Talking with my mom about both my sister’s new baby and my (and my wife’s) new, recently-relocated girlfriend and realizing that my mom is handling the reality of my polyamoury really quite well.
Understanding, more and more, how much hospitality matters to me, how much it feeds me on an emotional, heart-and-soul level, as well as how much it touches on, and overlaps with, my faith and what, in turn, that means in terms of being welcoming and offering people my spare bed to sleep on, whether or not I necessarily want to hang with them for the next 72 hours, or whatever. All that stuff from The Oddyssey, where you invite someone in, feed them a really good meal, and then get around to “So, who are you, anyway?” that’s really relevant here.
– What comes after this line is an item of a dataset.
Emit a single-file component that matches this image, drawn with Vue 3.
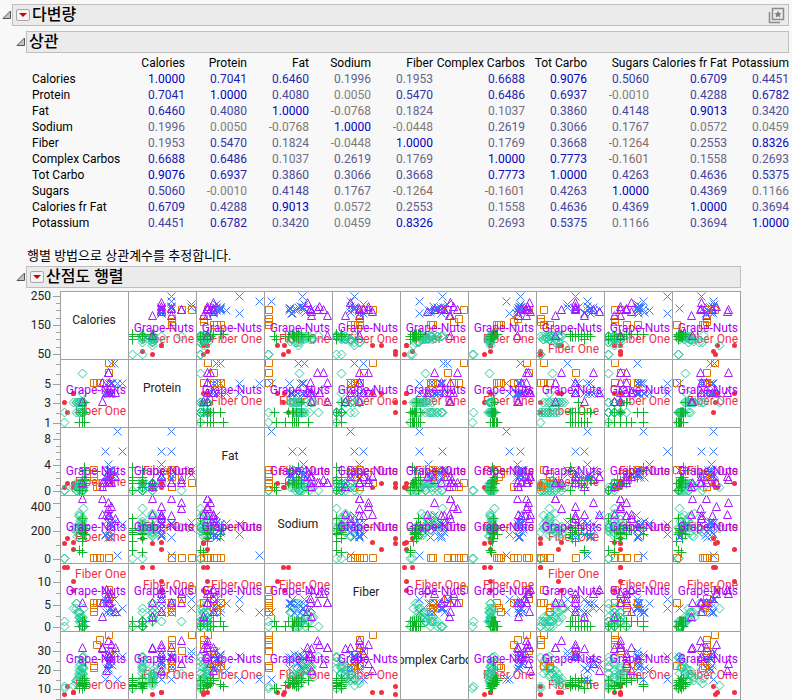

So much of my day-to-day work/Work is… care-taking. The sheer weight of gratitude when my girfriend gets the interview, my friends (plural) come out of their surgeries safely, my brother gets to change streams, my extended fam gets to keep its reunion for another year. That my devotional candles include my gods, my ancestors, and one dedicated to “family and friends” – to my leather/glitter family close and distant. That the garden I plant, that is connected to and is-flat-out my gods (Misha, Mattaer, in particular), that connects me to my farming (and primarily maternal, though paternal too) ancestors, that I harvest with feeding The Multitude in mind, that it was built by that family (the soil, the bedframes, even some of the plants). That the garden I planted for beauty and the bees is made up almost exculsively of plants given to me by glitter-fam, wine-kin, leather-crew.
“Masha, my own, my littlest sister,” the matron called down. “Take this with you.”
She bit off her yarn in her teeth and tossed the red ball to Marya, who caught it and squeezed it like fruit at the market. The yarn was softer than any wool, expertly spun, thick.
“It will always lead you back, to your country, to your home. I make all my children’s stockings with the stuff, so they will know how to come home[…]”
Deathless (Catherynne M. Valente)
A million years ago (AKA 2004), in an entirely different house and an entirely different life, or close to it, I commented to one of my witchy friends who’d come for Summer Solstice (a week after I’d moved in) that my religion is garden-kitchen-table religion. It’s the feasting and the feeding, the communion of wine-and-weeding, weekly brunches in untidy homes because family doesn’t care about the mess; of potluck feasting and gifted jars of fruit-butter; of “I can stretch dinner for an extra person” and “Ye gods, please take this bag of zucchini/rhubarb/mint/tomatoes off my hands”. It’s the holiness, and wholeness, that are passed hand-to-hand along with the gravy, the green beans, the goodie bags. It’s the protections stirred into the soup, spun into the yarn, sewn into the patches. Every stitch to keep you safe and bring you home again.
Meliad the Birch Maiden.
 And, yes, there’s a bit of a “vetting process” as to whom you invite in. In the case of Ancient Greek Nobility, it was “Does he [always he] own his own his own warship? If yes, clearly he’s The Right Sort.” But it’s just as easily understood as Bear’s “shaking the queer tree” method of couch-surfing and finding couches for others to surf based on having a friend in common, wherein said friend’s existence is a tacit approval of both the person who needs the couch and the person who has one available.